Why was the seven-day week favored? Weekday Connotations

- Connotations (the big table)
- Further Connotations (links)
- Open Questions

- Sevenfold Star
- Menorah
- Star of David
- Binary Tree
- Octahedron
- Geometry
- An approximation of pi?
- Concluding Remarks

There is an ongoing discussion about the origin of the seven-day week which gives interesting historical information and speculations. It seems that the week originated in Babylon or Egypt. Any new light shed on this question is appreciated.

The above explantion is an evolutionary (after-the-fact) argument: "the seven-day week just got the most followers, another week length could have gained world dominance ...". But why was the seven-day week chosen in the first place? In other words, did it mean anything to have seven days in a week?

According to this theory, if the time from new moon to new moon were e.g. 31.08 days, we'd have an eight-day week (one quarter = 31.0 / 4 = 7.77 days).

The four-quarter system is not the only way to divide a lunation. Historically, there was at least one other way of dividing a lunar month:

Joseph Needham reports that the Chinese divided day (obviously midnight to midnight) and **lunation into seven parts** (full moon to full moon). Because this system (like the new-waxing-full-waning system) is a generalization of certain natural cyclical processes, this is also applicable to the week - the descriptions and hexagram associations are given in the table below.

(Joseph Needham, Wang Ling, Science and Civilisation in China, Cambridge University Press, Cambridge 1956, vol.2 History of Scientific Thought, p. 332, 13. Fundamental Ideas of Chinese Science, Table 17, Association of the kua with the lunar and diurnal cycles in the Tshan Thung Chhi)

A calendar that is built on the seven is the Seven Space calendar.

It is obvious that 7 days * 13 weeks make a "season" or quarter year of 91 days. Both factors are prime numbers (odd numbers were considered "good luck"). To get the 365-day year, make one season a day longer (or two longer seasons in leap years). The card deck of 4 suits with 13 cards each (plus the occasional joker) is a model of this (see astonishing playing card math or Karl Palmen's playing card calendar).

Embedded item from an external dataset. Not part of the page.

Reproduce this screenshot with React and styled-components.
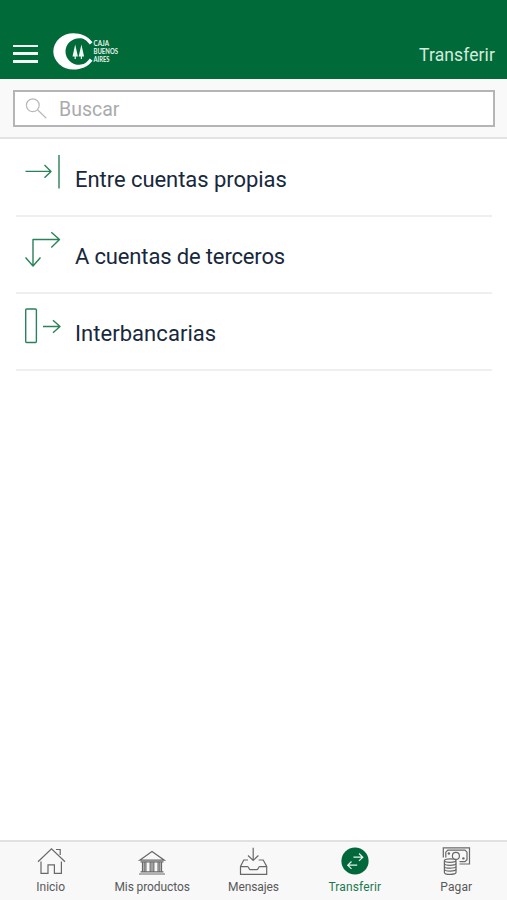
import React from 'react'
import styled, { createGlobalStyle } from 'styled-components'

const GlobalStyle = createGlobalStyle`
    * {
        box-sizing: border-box;
    }
    body {
        margin: 0;
        background: #ffffff;
        font-family: Roboto, "Liberation Sans", sans-serif;
    }
`
const Screen = styled.div`
    display: flex;
    flex-direction: column;
    height: 900px;
    overflow: hidden;
`
const Header = styled.header`
    display: flex;
    flex-shrink: 0;
    align-items: center;
    height: 79px;
    padding: 28px 12px 0 13px;
    background: #006a39;
`
const MenuButton = styled.button`
    display: flex;
    flex-direction: column;
    justify-content: space-between;
    width: 25px;
    height: 18px;
    margin-right: 14px;
    padding: 0;
    border: none;
    background: none;
`
const MenuLine = styled.span`
    height: 2.5px;
    background: #f4faf6;
`
const LogoBox = styled.div`
    height: 40px;
    margin-top: -4px;
`
const HeaderTitle = styled.h1`
    margin: 3px 0 0 auto;
    color: #d5ebdd;
    font-size: 17.5px;
    font-weight: 400;
    line-height: 22px;
    letter-spacing: ${props => props.$spacing};
`
const SearchBar = styled.div`
    flex-shrink: 0;
    height: 60px;
    padding: 11px 12px 0 13px;
    border-bottom: 2px solid #e3e3e3;
    background: #f9f9f9;
`
const SearchField = styled.label`
    display: flex;
    align-items: center;
    height: 37px;
    padding-left: 9px;
    border: 2px solid #b5b5b7;
    background: #ffffff;
`
const SearchInput = styled.input`
    flex: 1;
    min-width: 0;
    margin-left: 11px;
    padding: 2px 0 0;
    border: none;
    outline: none;
    background: none;
    font-family: inherit;
    font-size: 19.5px;
    letter-spacing: 0;
    &::placeholder {
        color: #a9abad;
        opacity: 1;
    }
`
const List = styled.ul`
    flex: 1;
    margin: 0;
    padding: 1px 15px 0 16px;
    list-style: none;
`
const ListItem = styled.li`
    display: flex;
    height: 77px;
    padding: 10px 0 0 6px;
    border-bottom: 2px solid #efefef;
`
const ItemText = styled.span`
    margin: 16px 0 0 13px;
    color: #17283d;
    font-size: 22px;
    line-height: 28px;
    letter-spacing: ${props => props.$spacing};
    white-space: nowrap;
`
const TabBar = styled.nav`
    display: grid;
    flex-shrink: 0;
    grid-template-columns: repeat(5, 1fr);
    height: 60px;
    border-top: 2px solid #e1e1e1;
    background: #f8f8f8;
`
const Tab = styled.div`
    display: flex;
    flex-direction: column;
    align-items: center;
    padding-top: 4px;
    color: ${props => (props.$active ? '#1b7a50' : '#58585a')};
`
const TabLabel = styled.span`
    margin-top: 3px;
    font-size: 12px;
    line-height: 16px;
    letter-spacing: ${props => props.$spacing};
    white-space: nowrap;
`
const LogoText = styled.text`
    font-family: Lato, "Liberation Sans", sans-serif;
    font-size: 7px;
    font-weight: 700;
    fill: #e9f5ee;
`

const Logo = () => (
    <LogoBox>
        <svg width="80" height="40" viewBox="0 0 80 40">
            <path d="M40.5 10.2 C36 4.2 29 1.2 21.5 1.2 A20.2 18.2 0 0 0 21.5 37.6 C29 37.6 36 34.8 40.5 28.8 L37.8 26.6 C34.5 31 31.5 32.8 27.5 32.8 A14 13.3 0 0 1 27.5 6.2 C31.5 6.2 34.5 8 37.8 12.4 Z" fill="#fff" />
            <path d="M23.2 12.5 l2.7 12 h-5.4 z M29.4 12.5 l2.7 12 h-5.4 z M22.6 24h1.2v3h-1.2z M28.8 24h1.2v3h-1.2z" fill="#f1faf4" />
            <LogoText x="41.5" y="14.4" textLength="15.5" lengthAdjust="spacingAndGlyphs">CAJA</LogoText>
            <LogoText x="41.5" y="22.4" textLength="24.5" lengthAdjust="spacingAndGlyphs">BUENOS</LogoText>
            <LogoText x="41.5" y="30.4" textLength="16" lengthAdjust="spacingAndGlyphs">AIRES</LogoText>
        </svg>
    </LogoBox>
)

const SearchIcon = () => (
    <svg width="24" height="24" viewBox="0 0 24 24" fill="none" stroke="#b9b9b9" strokeWidth="1.2">
        <circle cx="8.8" cy="8.3" r="6.4" />
        <path d="M13.5 12.8 L22.3 21.2" />
    </svg>
)

// 40x40 line icons of the transfer types
const TransferIcon = ({ d }) => (
    <svg width="40" height="40" viewBox="0 0 40 40" fill="none" stroke="#2a8259" strokeWidth="1.4">
        <path d={d} strokeLinejoin="round" />
    </svg>
)

const TabIcon = ({ children }) => (
    <svg width="30" height="30" viewBox="0 0 30 30" fill="none" stroke="#68686a" strokeWidth="1.2">
        {children}
    </svg>
)

const HomeIcon = () => (
    <TabIcon>
        <path d="M2 15.7 L15.5 2.8 L29 15.7 M20 3.5 H24.2 V9 M5 15.5 V27.3 H12 V18.8 H18.4 V27.3 H25.4 V15.5" />
    </TabIcon>
)

const BankIcon = () => (
    <TabIcon>
        <path d="M2.7 14.2 L15 5.6 L27.3 14.2 Z M3.5 15.8 H26.5 M3.5 25.8 H26.5 M2 28 H28" />
        <path d="M5.5 16 V26 M7.2 16 V26 M8.9 16 V26 M13.2 16 V26 M15 16 V26 M16.8 16 V26 M21.1 16 V26 M22.8 16 V26 M24.5 16 V26" />
    </TabIcon>
)

const InboxIcon = () => (
    <TabIcon>
        <path d="M15.2 1.8 V14.2 M10 9.5 L15.2 14.4 L20.4 9.5" />
        <path d="M10 14 H5.8 L2.5 20.5 V28.3 H28.7 V20.5 L25.2 14 H20.6" />
        <path d="M2.5 20.7 H9.5 C11 20.7 10.8 23.7 12.3 23.7 H18.9 C20.4 23.7 20.2 20.7 21.7 20.7 H28.7" />
    </TabIcon>
)

const SwapIcon = () => (
    <TabIcon>
        <circle cx="15" cy="15" r="13.6" fill="#00683a" stroke="none" />
        <path d="M13.4 11.2 H22.7 M19 7.5 L22.8 11.2 L19 14.9 M17.2 19.2 H7.8 M11.5 15.5 L7.7 19.2 L11.5 22.9" stroke="#e6f4eb" />
    </TabIcon>
)

const MoneyIcon = () => (
    <TabIcon>
        <path d="M2.3 11.5 V1.8 H28.5 V18 H18.5 M4.8 11.5 V6.2 L6.8 4.2 H24 L26 6.2 V13.7 L24 15.7 H18.5" />
        <circle cx="14.9" cy="9.9" r="3.5" />
        <circle cx="7.9" cy="7.5" r="1.2" fill="#68686a" stroke="none" />
        <circle cx="22.4" cy="12.4" r="1.2" fill="#68686a" stroke="none" />
        <path d="M3.4 14.6 V26.4 C3.4 29 15 29 15 26.4 V14.6 C15 12.2 3.4 12.2 3.4 14.6 C3.4 17 15 17 15 14.6" fill="#f8f8f8" />
        <path d="M3.4 17.5 C3.4 19.9 15 19.9 15 17.5 M3.4 20.4 C3.4 22.8 15 22.8 15 20.4 M3.4 23.3 C3.4 25.7 15 25.7 15 23.3" />
    </TabIcon>
)

const transfers = [
    {
        id: 1,
        name: 'Entre cuentas propias',
        spacing: '-0.05px',
        icon: 'M3.5 21.4 H29 M22.5 15 L29 21.4 L22.5 27.8 M37 5 V38.5',
    },
    {
        id: 2,
        name: 'A cuentas de terceros',
        spacing: '-0.15px',
        icon: 'M11 39 V12.5 H37.5 M29.3 5.3 L37.5 12.5 L29.3 20.5 M3.5 30.5 L11 39 L18.5 30.5',
    },
    {
        id: 3,
        name: 'Interbancarias',
        spacing: '0.05px',
        icon: 'M4.7 5 H13.4 Q14.4 5 14.4 6 V37.5 Q14.4 38.5 13.4 38.5 H4.7 Q3.7 38.5 3.7 37.5 V6 Q3.7 5 4.7 5 Z M21 22.5 H38 M31 16.2 L38 22.5 L31 28.8',
    },
]

const tabs = [
    { name: 'Inicio', Icon: HomeIcon, spacing: '0' },
    { name: 'Mis productos', Icon: BankIcon, spacing: '-0.1px' },
    { name: 'Mensajes', Icon: InboxIcon, spacing: '-0.1px' },
    { name: 'Transferir', Icon: SwapIcon, spacing: '0.15px', active: true },
    { name: 'Pagar', Icon: MoneyIcon, spacing: '0.1px' },
]

const App = () => {
    return (
        <>
            <GlobalStyle />
            <Screen>
                <Header>
                    <MenuButton aria-label="Menu">
                        <MenuLine />
                        <MenuLine />
                        <MenuLine />
                    </MenuButton>
                    <Logo />
                    <HeaderTitle $spacing="0.1px">Transferir</HeaderTitle>
                </Header>
                <SearchBar>
                    <SearchField>
                        <SearchIcon />
                        <SearchInput placeholder="Buscar" />
                    </SearchField>
                </SearchBar>
                <List>
                    {transfers.map((item) => (
                        <ListItem key={item.id}>
                            <TransferIcon d={item.icon} />
                            <ItemText $spacing={item.spacing}>{item.name}</ItemText>
                        </ListItem>
                    ))}
                </List>
                <TabBar>
                    {tabs.map(({ name, Icon, spacing, active }) => (
                        <Tab key={name} $active={active}>
                            <Icon />
                            <TabLabel $spacing={spacing}>{name}</TabLabel>
                        </Tab>
                    ))}
                </TabBar>
            </Screen>
        </>
    )
}

export default App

- A normal human can keep about seven (±2) objects in conciousness simultaneously. The week is a natural consequence of this psychological fact: its number of days is just the number one can look at and keep separate easily. But 5-, 6-, 8-, and 9-day weeks also fit this criterion. And other week lengths have actually been used historically. Perhaps seven is the best compromise for short-term planning?
- There are seven main chakras in the human body (if you believe in this - and this is just the most popular number)
- Seven is the highest number that can be coded with three bits (including zero). This is a weak explanation, unless you are into Chinese I Ching kua or discover new facts about the working of the human brain.
- There were seven (astrological) planets known to the ancients: Sun, Moon, Mars, Mercury, Jupiter, Venus, and Saturn.
- There are seven musical tones in the Western chromatic scale (as well as five half tones). And Indonesian Gamelan music knows two scales; one of seven and one of five tones. Could this be a hint at a possible musicological / psychological / neurological explanation?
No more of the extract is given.